▸ **EXERCISE**
Starting at the first line of the data, please print exactly those lines through the one that holds "const cell = 'border-r", omitting every picture.

▸ **GIVEN RECORDS**
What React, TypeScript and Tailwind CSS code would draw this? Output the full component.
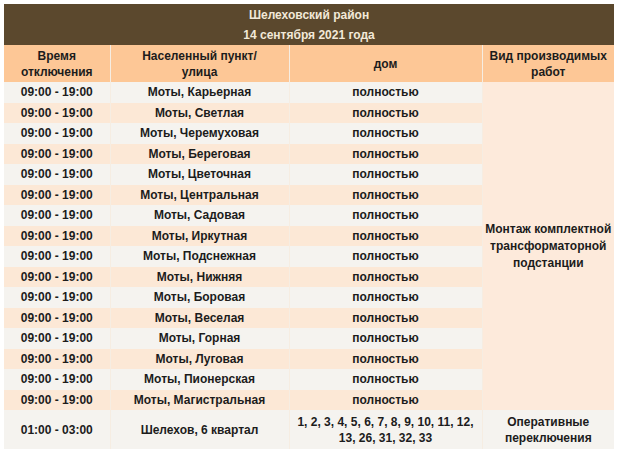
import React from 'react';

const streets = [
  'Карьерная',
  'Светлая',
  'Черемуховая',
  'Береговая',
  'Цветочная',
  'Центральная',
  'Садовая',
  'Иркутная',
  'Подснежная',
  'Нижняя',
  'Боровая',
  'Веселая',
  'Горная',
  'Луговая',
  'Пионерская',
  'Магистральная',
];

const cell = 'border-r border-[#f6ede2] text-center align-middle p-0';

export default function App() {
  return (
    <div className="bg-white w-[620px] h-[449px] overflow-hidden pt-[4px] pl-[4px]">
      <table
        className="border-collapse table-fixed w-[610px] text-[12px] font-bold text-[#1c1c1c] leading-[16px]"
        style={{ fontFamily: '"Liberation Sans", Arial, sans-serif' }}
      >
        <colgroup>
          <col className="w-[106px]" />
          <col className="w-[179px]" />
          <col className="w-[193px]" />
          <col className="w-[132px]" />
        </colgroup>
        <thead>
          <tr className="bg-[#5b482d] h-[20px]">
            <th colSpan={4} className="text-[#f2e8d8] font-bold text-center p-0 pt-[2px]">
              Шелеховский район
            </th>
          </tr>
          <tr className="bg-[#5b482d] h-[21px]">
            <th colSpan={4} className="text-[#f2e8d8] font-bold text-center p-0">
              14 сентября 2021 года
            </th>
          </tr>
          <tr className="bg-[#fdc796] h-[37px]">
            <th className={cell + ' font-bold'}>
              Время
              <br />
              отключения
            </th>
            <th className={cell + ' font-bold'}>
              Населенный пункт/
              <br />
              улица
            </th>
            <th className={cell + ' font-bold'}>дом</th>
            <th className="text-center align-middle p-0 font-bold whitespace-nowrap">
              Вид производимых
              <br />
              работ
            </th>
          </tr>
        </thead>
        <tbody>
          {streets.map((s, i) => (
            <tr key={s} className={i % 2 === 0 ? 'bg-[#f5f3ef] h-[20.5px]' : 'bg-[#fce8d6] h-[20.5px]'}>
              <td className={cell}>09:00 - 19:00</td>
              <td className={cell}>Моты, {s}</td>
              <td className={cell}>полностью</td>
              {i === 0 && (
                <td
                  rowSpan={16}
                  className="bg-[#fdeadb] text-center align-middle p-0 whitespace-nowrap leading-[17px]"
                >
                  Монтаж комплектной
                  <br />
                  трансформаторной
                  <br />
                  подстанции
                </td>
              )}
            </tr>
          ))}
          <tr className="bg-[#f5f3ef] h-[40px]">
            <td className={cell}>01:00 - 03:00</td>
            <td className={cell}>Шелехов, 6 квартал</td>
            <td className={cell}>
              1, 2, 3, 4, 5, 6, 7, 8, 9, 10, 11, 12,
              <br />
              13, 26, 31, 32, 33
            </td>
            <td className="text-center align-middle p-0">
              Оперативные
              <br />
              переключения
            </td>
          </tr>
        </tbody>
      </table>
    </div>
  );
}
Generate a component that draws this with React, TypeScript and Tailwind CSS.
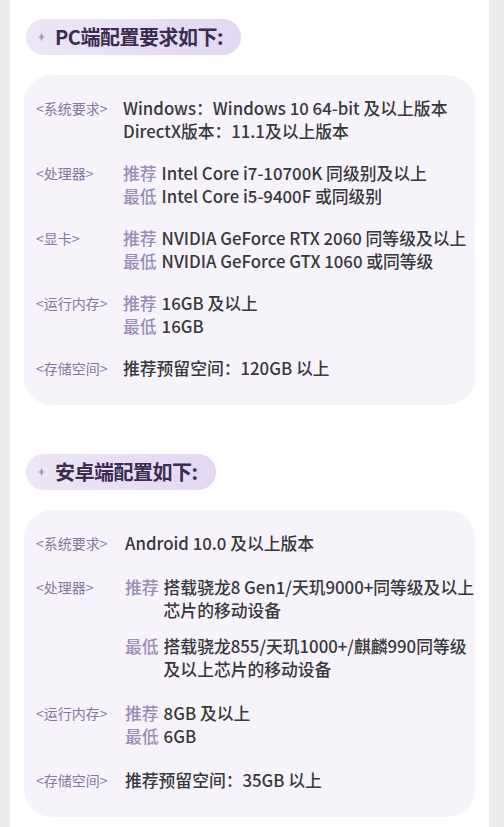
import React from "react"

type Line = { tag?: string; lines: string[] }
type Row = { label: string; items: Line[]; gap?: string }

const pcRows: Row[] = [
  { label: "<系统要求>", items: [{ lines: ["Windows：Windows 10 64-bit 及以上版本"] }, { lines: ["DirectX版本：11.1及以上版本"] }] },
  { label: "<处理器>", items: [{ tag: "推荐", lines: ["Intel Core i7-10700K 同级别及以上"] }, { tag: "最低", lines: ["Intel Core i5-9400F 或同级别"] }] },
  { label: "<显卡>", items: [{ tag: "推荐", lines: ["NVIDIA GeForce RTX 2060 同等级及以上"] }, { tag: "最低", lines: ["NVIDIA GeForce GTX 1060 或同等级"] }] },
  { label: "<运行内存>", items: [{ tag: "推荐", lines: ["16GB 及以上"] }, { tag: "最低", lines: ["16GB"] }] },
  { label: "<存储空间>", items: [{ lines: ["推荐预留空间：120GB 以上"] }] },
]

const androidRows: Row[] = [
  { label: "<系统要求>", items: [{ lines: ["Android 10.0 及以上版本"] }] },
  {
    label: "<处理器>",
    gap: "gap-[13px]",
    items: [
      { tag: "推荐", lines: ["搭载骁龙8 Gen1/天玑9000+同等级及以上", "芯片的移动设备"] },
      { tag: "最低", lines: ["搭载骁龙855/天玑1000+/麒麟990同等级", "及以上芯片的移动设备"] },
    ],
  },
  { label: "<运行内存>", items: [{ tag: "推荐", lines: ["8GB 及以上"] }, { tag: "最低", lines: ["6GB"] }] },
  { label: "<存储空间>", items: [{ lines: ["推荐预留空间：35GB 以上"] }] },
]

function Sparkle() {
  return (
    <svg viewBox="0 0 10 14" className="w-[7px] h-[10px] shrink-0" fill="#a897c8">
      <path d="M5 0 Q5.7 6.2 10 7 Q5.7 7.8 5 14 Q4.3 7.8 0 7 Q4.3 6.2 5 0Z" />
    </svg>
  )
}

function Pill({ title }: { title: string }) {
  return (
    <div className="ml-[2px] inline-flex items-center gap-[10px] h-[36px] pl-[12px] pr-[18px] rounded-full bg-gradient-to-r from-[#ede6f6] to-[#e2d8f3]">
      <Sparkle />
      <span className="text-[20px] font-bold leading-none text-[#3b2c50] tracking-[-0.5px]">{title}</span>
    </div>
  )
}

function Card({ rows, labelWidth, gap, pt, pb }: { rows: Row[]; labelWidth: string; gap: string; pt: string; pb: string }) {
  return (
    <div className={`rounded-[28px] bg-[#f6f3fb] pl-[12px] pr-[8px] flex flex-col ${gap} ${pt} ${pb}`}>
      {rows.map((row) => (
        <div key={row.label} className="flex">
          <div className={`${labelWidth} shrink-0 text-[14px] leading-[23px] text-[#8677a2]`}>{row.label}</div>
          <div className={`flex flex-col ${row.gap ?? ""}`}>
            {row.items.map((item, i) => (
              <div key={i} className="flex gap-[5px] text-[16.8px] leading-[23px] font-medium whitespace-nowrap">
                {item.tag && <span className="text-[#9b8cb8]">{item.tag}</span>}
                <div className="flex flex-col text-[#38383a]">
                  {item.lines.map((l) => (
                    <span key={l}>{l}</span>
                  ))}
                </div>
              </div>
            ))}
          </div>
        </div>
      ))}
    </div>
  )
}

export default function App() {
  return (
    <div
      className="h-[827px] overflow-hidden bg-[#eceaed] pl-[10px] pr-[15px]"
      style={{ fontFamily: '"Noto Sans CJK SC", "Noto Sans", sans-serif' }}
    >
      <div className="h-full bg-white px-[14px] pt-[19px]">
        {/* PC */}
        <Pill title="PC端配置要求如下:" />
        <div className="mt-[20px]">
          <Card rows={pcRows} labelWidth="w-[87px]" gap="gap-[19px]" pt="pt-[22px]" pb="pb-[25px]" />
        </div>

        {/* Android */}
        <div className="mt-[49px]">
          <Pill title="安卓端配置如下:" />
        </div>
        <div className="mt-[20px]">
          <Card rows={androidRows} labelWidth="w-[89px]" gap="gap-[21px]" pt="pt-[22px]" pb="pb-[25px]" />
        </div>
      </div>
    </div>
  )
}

▸ **EXERCISE ANSWER**
What React, TypeScript and Tailwind CSS code would draw this? Output the full component.
import React from 'react';

const streets = [
  'Карьерная',
  'Светлая',
  'Черемуховая',
  'Береговая',
  'Цветочная',
  'Центральная',
  'Садовая',
  'Иркутная',
  'Подснежная',
  'Нижняя',
  'Боровая',
  'Веселая',
  'Горная',
  'Луговая',
  'Пионерская',
  'Магистральная',
];

const cell = 'border-r border-[#f6ede2] text-center align-middle p-0';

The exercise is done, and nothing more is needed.